Priest Abwar turned to point downslope, to the base of the city; the back of his robes depicted the moon on a background of undyed white, the color of death. “No hope remains for our daughters and wives as long as one stone of the Flood Wall remains stacked upon another. Men of Morimound, tear down that wall!”
“Deepmand, did he tell them to dismantle the Flood Wall?”
“I regret that he did, Elder Enchantress.”
“But they are all leaving. They are going to destroy it, and they mustn’t. Tell them they mustn’t.”
“Halt!” Deepmand’s bellow forced the men to glance back at me.
Although unaccustomed to the impropriety of shouting, I tried to speak so the men could hear me. “The summer rains will arrive next month. We require the Flood Wall to keep them out, or the city of Morimound may be inundated.”
Most of the men’s faces stayed blank, and I feared my voice had not carried. Abwar of the Ever Always lifted his hands, palms outward as if to block me from his sight.
“Do not listen to the apostate. Her magic tricked me into naming her the Flawless, and she has brought this evil upon us. Her hubris has polluted this city. Now, to the Wall!”
The men returned the shout, “To the Wall!” as they left the ruins of my gardens. My trembling legs could not support me, and I slumped onto the marble tiles, my gowns slowing my descent as they plumed upward, blocking my view of the world.
I did not much mind the damage to my estate, as it still had fewer flaws than I. A flood, however, would bring catastrophe, and I dreaded that Abwar of the Ever Always could be right in proclaiming I had caused the unchildren through my audacity in believing I could stop the Seventh Flood and avert the will of a god.
After flourishing for over a century, Morimound might have reached
its prime. Perhaps I was doomed to witness its fall into squalor and desperation. By citywide flood, or by death of all our women from unchildren, the Seventh Age might end in a matter of months.
“I will see to repairing the grounds,” Mister Obenji said, “and I’ll pay guards to protect the manor.”
“Deepmand, if you please. I feel I must retire to my room.”
The Spellsword lifted me to my feet. I teetered my way to the guestroom, to sleep and exert myself to understand how the men could so willingly invite their own destruction.
I reasoned those in the mob were affluent and not dwellers of Stilt Town, where waters had licked at house floorboards. To those in elevated brick homes, the threat of floods would seem distant, a stray historical fact, while the conditions of their female relatives obscured their every thought.
I searched for any possible course of action.
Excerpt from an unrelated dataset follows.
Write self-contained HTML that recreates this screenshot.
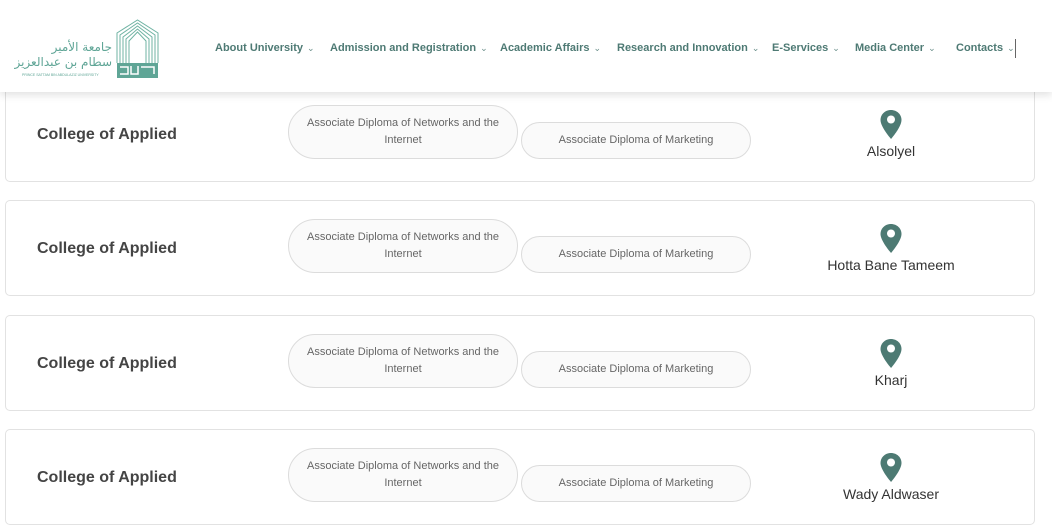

The city’s only chance was that Abwar of the Ever Always was wrong, that the gods did not conspire our doom, and we faced only the designs of men.
If magic had created the unchildren then its users had employed a method that I did not understand. I had to turn my inquiry elsewhere, investigating not method but motive. Someone might wish to bargain the lives of our women for a ransom of the city’s diamonds, or another nation might plot to undermine Morimound. I loathed the idea of being in the power of foreigners, yet better them than a mishandling by gods.
In bitterness, I recalled that the Fate Weaver’s priest had also prophesized the coming of the Seventh Flood. Morimound might be fated to fall.
Waking, I learned that Priest Salkant himself had arrived and now waited for me in the ballroom.
“You should have left him in one of the parlors, Mister Obenji.”
“He claimed he was meant to meet you there, Elder Enchantress Hiresha.”
I found the priest picking through his mess of grey hair and casting an appraising eye on the ballroom’s chandeliers and vaulted windows. “Ah, Flawless Hiresha. Abwar of the Ever Always has withdrawn his support for you, which, to me, is the highest of recommendations.”